Il risultato più probabile a questo punto è che i combattimenti in Ucraina si evolveranno in una lunga guerra di logoramento a est. L’Ucraina può già contare sul mantenimento delle sue città principali – Kiev, Charkiv, Odessa, Leopoli, Zaporozhye e Mykolaiv – e di aver seriamente insanguinato la forza di invasione, come risultati importanti. La Russia sta ora cercando di raggiungere obiettivi più modesti di ampliare la sua area di controllo intorno a Donetsk e Luhansk. Se riesce a tagliare l’enclave del Donbass con le forze ucraine all’interno, sarà un duro colpo e il presidente Volodymyr Zelenskyy dovrà usare tutte le sue abilità di presentazione per risollevare il morale degli ucraini. Ma non sarebbe un colpo decisivo.
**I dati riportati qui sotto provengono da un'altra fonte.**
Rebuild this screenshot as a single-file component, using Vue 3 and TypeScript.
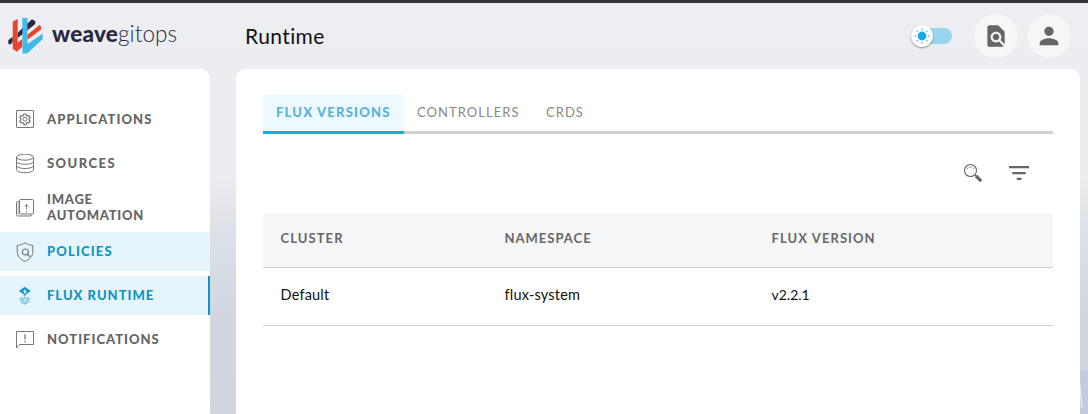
<script setup lang="ts">
interface NavItem {
  id: string
  label: string
  state?: 'hover' | 'active'
}

const navItems: NavItem[] = [
  { id: 'applications', label: 'APPLICATIONS' },
  { id: 'sources', label: 'SOURCES' },
  { id: 'image', label: 'IMAGE AUTOMATION' },
  { id: 'policies', label: 'POLICIES', state: 'hover' },
  { id: 'flux', label: 'FLUX RUNTIME', state: 'active' },
  { id: 'notifications', label: 'NOTIFICATIONS' },
]

const tabs = [
  { id: 'versions', label: 'FLUX VERSIONS', active: true },
  { id: 'controllers', label: 'CONTROLLERS', active: false },
  { id: 'crds', label: 'CRDS', active: false },
]

const columns = [
  { id: 'cluster', label: 'CLUSTER' },
  { id: 'namespace', label: 'NAMESPACE' },
  { id: 'version', label: 'FLUX VERSION' },
]
const rows = [{ cluster: 'Default', namespace: 'flux-system', version: 'v2.2.1' }]
</script>

<template>
  <div class="app">
    <header class="topbar">
      <div class="brand">
        <svg class="mark" width="36" height="38" viewBox="0 0 36 38">
          <path fill="#2a2840" d="M.3 23.200 4.700 19.800V25L2 27.800.3 26.500zM9.700 15.800 24 2.200 27.300 4.200V7L9.700 21z" />
          <path fill="#e8452c" d="M4.700 4.600 9.700 2V25.500L14.300 22V30L8.700 34.700 4.700 31.800zM19.500 17.800 31.500 8 33 9.500V12.500L19.500 22.800z" />
          <path fill="#45b8e8" d="M14.400 1H19.500V27L34.700 16.500V22L19.200 36.500H14.400z" />
        </svg>
        <span class="word"><b>weave</b><span class="light">gitops</span></span>
      </div>
      <h1>Runtime</h1>
      <div class="tools">
        <span class="switch"><span class="thumb">
          <svg width="16" height="16" viewBox="0 0 16 16">
            <circle cx="8" cy="8" r="4.400" fill="#14aeeb" />
            <path stroke="#4fc1ec" stroke-width="1.400" d="M8 .5v1.500M8 14v1.500M.5 8H2M14 8h1.500M2.700 2.700l1 1M12.300 12.300l1 1M2.700 13.300l1-1M12.300 3.700l1-1" />
          </svg>
        </span></span>
        <span class="round">
          <svg width="26" height="26" viewBox="0 0 24 24" fill="#666"><path d="M20 19.59V8l-6-6H6c-1.1 0-1.99.9-1.99 2L4 20c0 1.1.89 2 1.99 2H18c.45 0 .85-.15 1.19-.4l-4.43-4.43c-.8.52-1.74.83-2.76.83-2.76 0-5-2.24-5-5s2.24-5 5-5 5 2.24 5 5c0 1.02-.31 1.96-.83 2.75L20 19.59zM9 13c0 1.66 1.34 3 3 3s3-1.34 3-3-1.34-3-3-3-3 1.34-3 3z" /></svg>
        </span>
        <span class="round user">
          <svg width="28" height="28" viewBox="0 0 24 24" fill="#666"><path d="M12 12c2.21 0 4-1.79 4-4s-1.79-4-4-4-4 1.79-4 4 1.79 4 4 4zm0 2c-2.67 0-8 1.34-8 4v2h16v-2c0-2.66-5.33-4-8-4z" /></svg>
        </span>
      </div>
    </header>

    <div class="body">
      <nav class="sidebar">
        <a v-for="item in navItems" :key="item.id" class="nav-item" :class="[item.id, item.state]">
          <svg class="nav-icon" width="20" height="20" viewBox="0 0 20 20" fill="none" stroke="#777" stroke-width="1">
            <template v-if="item.id === 'applications'">
              <rect x="1.500" y=".5" width="17" height="17" rx=".5" />
              <g transform="translate(0 -1)">
                <path stroke-width="1.200" d="M8.900 5h2.200l.4 1.500 1.100.6 1.500-.4 1.100 1.900-1.100 1.100v1.200l1.100 1.100-1.100 1.900-1.500-.4-1.100.6-.4 1.500H8.900l-.4-1.500-1.100-.6-1.500.4L4.800 12l1.100-1.100V9.700L4.800 8.600l1.100-1.900 1.500.4 1.100-.6z" />
                <circle cx="10" cy="10.200" r="2" />
              </g>
            </template>
            <template v-else-if="item.id === 'sources'">
              <ellipse cx="10" cy="3.200" rx="8.500" ry="3" />
              <path d="M1.500 3.200v12.500c0 1.700 3.800 3 8.500 3s8.500-1.300 8.500-3V3.200M1.500 7.300c0 1.700 3.800 3 8.500 3s8.500-1.300 8.500-3M1.500 11.500c0 1.700 3.800 3 8.500 3s8.500-1.300 8.500-3" />
            </template>
            <template v-else-if="item.id === 'image'">
              <rect x="4.500" y="1.500" width="14" height="14.500" rx="1" />
              <path d="M4 3.500H2.500q-1 0-1 1v12.200q0 1.300 1.300 1.300H15q1.500 0 2-1.500" />
              <path stroke="#aaa" d="M3.200 4v12.500" />
              <path stroke-width=".9" d="M11.500 6.500v5M11.500 13v1.500M9.500 8.500l2-2 2 2" />
            </template>
            <template v-else-if="item.id === 'policies'">
              <path d="M10 .7c2.300 1.800 5 2.500 7.800 2.600v6.200c0 4.800-3.300 8.100-7.800 9.900-4.500-1.800-7.800-5.100-7.800-9.900V3.300C5 3.200 7.700 2.500 10 .7z" />
              <circle cx="10.300" cy="10" r="3" stroke-width="1.200" />
              <path stroke-width="1.300" d="M12.500 12.200l2.600 2.800" />
            </template>
            <template v-else-if="item.id === 'flux'">
              <path fill="#1299c8" stroke="none" fill-rule="evenodd" d="M9.800.8 15.800 4.900 11 8.300V9.500H8.700V8.300L3.900 4.900zM9.800 3.600 7.800 5.800H9V7.500H10.700V5.800H11.900z" />
              <path stroke="#6fc2de" stroke-width="1.200" d="M4.300 13.300 7.500 11.300M15.300 13.300 12 11.300M6.500 13.800 9.800 12l3.300 1.800-3.300 2zM5 15.300l4.800 2.700 4.800-2.700M9.800 10.300v1.500" />
            </template>
            <template v-else>
              <path d="M1.500 18V1.500h17v13H4.500z" />
              <path stroke-width="1.300" d="M10 4.200v5.200M10 11v1.300" />
            </template>
          </svg>
          <span class="nav-label">{{ item.label }}</span>
        </a>
      </nav>

      <main class="panel">
        <div class="tabs">
          <button v-for="tab in tabs" :key="tab.id" class="tab" :class="[tab.id, { selected: tab.active }]">{{ tab.label }}</button>
        </div>
        <div class="actions">
          <svg width="20" height="20" viewBox="0 0 20 20" fill="none" stroke="#666">
            <circle cx="7.500" cy="7.500" r="6" stroke-width="1.100" />
            <path stroke-width=".8" stroke-dasharray="2 1" d="M4 6q1-2 3.500-2T11 6" />
            <path stroke-width="1.200" d="M11.700 11.700l2 2" />
            <path stroke-width="3.200" d="M13 13l5.200 5.200" />
          </svg>
          <svg width="20" height="20" viewBox="0 0 20 20" fill="#666">
            <path d="M0 3h20v2.200H0zM3.300 9h13.400v2.200H3.300zM7.800 14.700h4.600v2.200H7.800z" />
          </svg>
        </div>
        <table>
          <thead>
            <tr><th v-for="col in columns" :key="col.id" :class="col.id">{{ col.label }}</th></tr>
          </thead>
          <tbody>
            <tr v-for="row in rows" :key="row.cluster">
              <td class="wide">{{ row.cluster }}</td>
              <td class="wide">{{ row.namespace }}</td>
              <td>{{ row.version }}</td>
            </tr>
          </tbody>
        </table>
      </main>
      <div class="scenery">
        <svg width="8" height="44" viewBox="0 0 8 44"><path fill="#c3cbdc" d="M0 0h8v44H0z" /><path fill="#f1f4f8" d="M0 11 2.500 38H1.500L0 24z" /></svg>
      </div>
    </div>
  </div>
</template>

<style>
body { margin: 0; overflow: hidden; }
</style>

<style scoped>
.app {
  box-sizing: border-box;
  width: 1088px;
  height: 414px;
  overflow: hidden;
  border-top: 3px solid #363636;
  background: linear-gradient(180deg, #eceef2 0, #ebecf0 175px, #dfe2e8 220px, #d1d6e1 310px, #d0d5e1 411px);
  font-family: Lato, "Open Sans", sans-serif;
  color: #111;
}
.topbar { display: flex; align-items: center; height: 66px; }
.brand { display: flex; align-items: center; width: 245px; }
.mark { margin-left: 8px; }
.word { margin-left: 8px; font-size: 22.500px; line-height: 30px; color: #2a2840; margin-bottom: 4px; }
.word b { font-weight: 900; letter-spacing: .2px; }
.light { font-weight: 300; letter-spacing: .1px; }
h1 { margin: 0 0 1px; font-size: 21px; font-weight: 400; line-height: 24px; letter-spacing: .4px; }
.tools { display: flex; align-items: center; margin-left: auto; padding-right: 17px; }
.switch { display: flex; align-items: center; width: 39px; height: 16px; margin-right: 22px; border-radius: 8px; background: #98d5ee; }
.thumb { display: flex; align-items: center; justify-content: center; flex: none; width: 22px; height: 22px; margin-left: -2px; border-radius: 50%; background: #fff; box-shadow: 0 1px 2px rgba(0, 0, 0, .4); }
.round { display: flex; align-items: center; justify-content: center; width: 44px; height: 44px; border-radius: 50%; background: #f5f6f8; }
.user { margin-left: 9px; }
.body { display: flex; height: 345px; }
.sidebar { box-sizing: border-box; width: 210px; padding-top: 31px; border-radius: 0 10px 0 0; background: #fff; }
.nav-item { box-sizing: border-box; display: flex; align-items: center; height: 39px; margin-bottom: 5px; padding-left: 15px; color: #656565; }
.nav-icon { flex: none; }
.nav-label { width: 120px; margin: 0 0 1px 12px; font-size: 13px; font-weight: 900; line-height: 16px; letter-spacing: 1.080px; }
.sources .nav-label { letter-spacing: 1.450px; }
.image .nav-label { letter-spacing: .75px; }
.policies .nav-label { letter-spacing: 1.150px; }
.flux .nav-label, .notifications .nav-label { letter-spacing: 1px; }
.hover, .active { background: #e6f5fc; color: #1095c4; }
.active { border-right: 2px solid #1095c4; }
.panel { box-sizing: border-box; width: 844px; margin-left: 26px; padding: 26px 27px 0; border-radius: 10px 10px 0 0; background: #fff; }
.tabs { display: flex; height: 36px; border-bottom: 3px solid #d0d0d0; }
.tab { box-sizing: border-box; height: 39px; padding: 0 0 4px 13px; border: 0; background: transparent; text-align: left; font: 400 13px/35px Lato, sans-serif; letter-spacing: 1.050px; color: #888; white-space: nowrap; }
.tab.versions { width: 141px; letter-spacing: 1.200px; }
.tab.controllers { width: 129px; }
.tab.selected { background: #eef9ff; border-bottom: 3px solid #14abe6; padding-bottom: 1px; font-weight: 900; color: #55b4d8; }
.actions { display: flex; justify-content: flex-end; gap: 26px; margin: 29px 24px 30px 0; height: 20px; }
table { width: 790px; table-layout: fixed; border-collapse: separate; border-spacing: 0; }
th, td { box-sizing: border-box; padding: 0 0 0 17.500px; text-align: left; border-bottom: 1px solid #d0d0d0; }
th { height: 55px; padding-bottom: 4px; background: #f5f6f8; font-size: 13px; font-weight: 700; letter-spacing: 1.080px; color: #686868; }
th.cluster { width: 224px; border-top-left-radius: 4px; }
th.namespace { width: 267px; letter-spacing: 1px; }
th.version { border-top-right-radius: 4px; }
td { height: 58px; padding-bottom: 4px; font-size: 14px; }
td.wide { font-size: 14.500px; letter-spacing: .2px; }
.scenery { align-self: flex-end; height: 44px; }
.scenery svg { display: block; }
</style>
Per come stanno le cose ora – conclude Pfeffer –  a meno che Putin non prenda la fatidica decisione di usare armi chimiche o nucleari tattiche – un passo che potrebbe costringere le potenze occidentali, compresi gli Stati Uniti, ad un coinvolgimento più diretto nella guerra – è difficile vedere una delle due parti rompere lo stallo”.

E’ così. A meno che non si ritenga che al Cremlino sia insediato una sorta di psicopatico pronto a morire “con tutti i filistei”, e cioè con il resto dell’Europa e oltre. Chi scrive non ha mai fatto sconti allo zar, anche quando la stampa mainstream lo omaggiava o chiudeva ambedue gli occhi di fronte ai crimini commessi dalla Russia in Siria o, per andare indietro nel tempo, in Cecenia. Ma Vladimir Vladimirovich Putin è un autocrate pericoloso ma non è il “nuovo Hitler”. Di certo, non si sparerà un colpo alle cervella chiuso nel suo bunker al Cremlino. Cercherà una exit strategy che gli consenta di gridare “vittoria”, magari esibendo il Donbass come bottino di guerra. Ma, come rimarcato dai due analisti israeliani, quelli che ci attendono sono ancora giorni, forse settimane, di guerra guerreggiata. E’ troppo presto e azzardato anticipare gli eventi e profetizzare altre sciagure. Di certo, questo sì, non si tornerà allo status quo ante il 24 febbraio, quando ha avuto inizio la guerra d’invasione. Nel male, più che nel bene, la “Russia cambia il mondo”, per riprendere il titolo dell’ultimo numero di Limes, andato giustamente a ruba. 

Quanto all’Europa, il suo futuro non è ancora “Nato”. O almeno, lo si spera.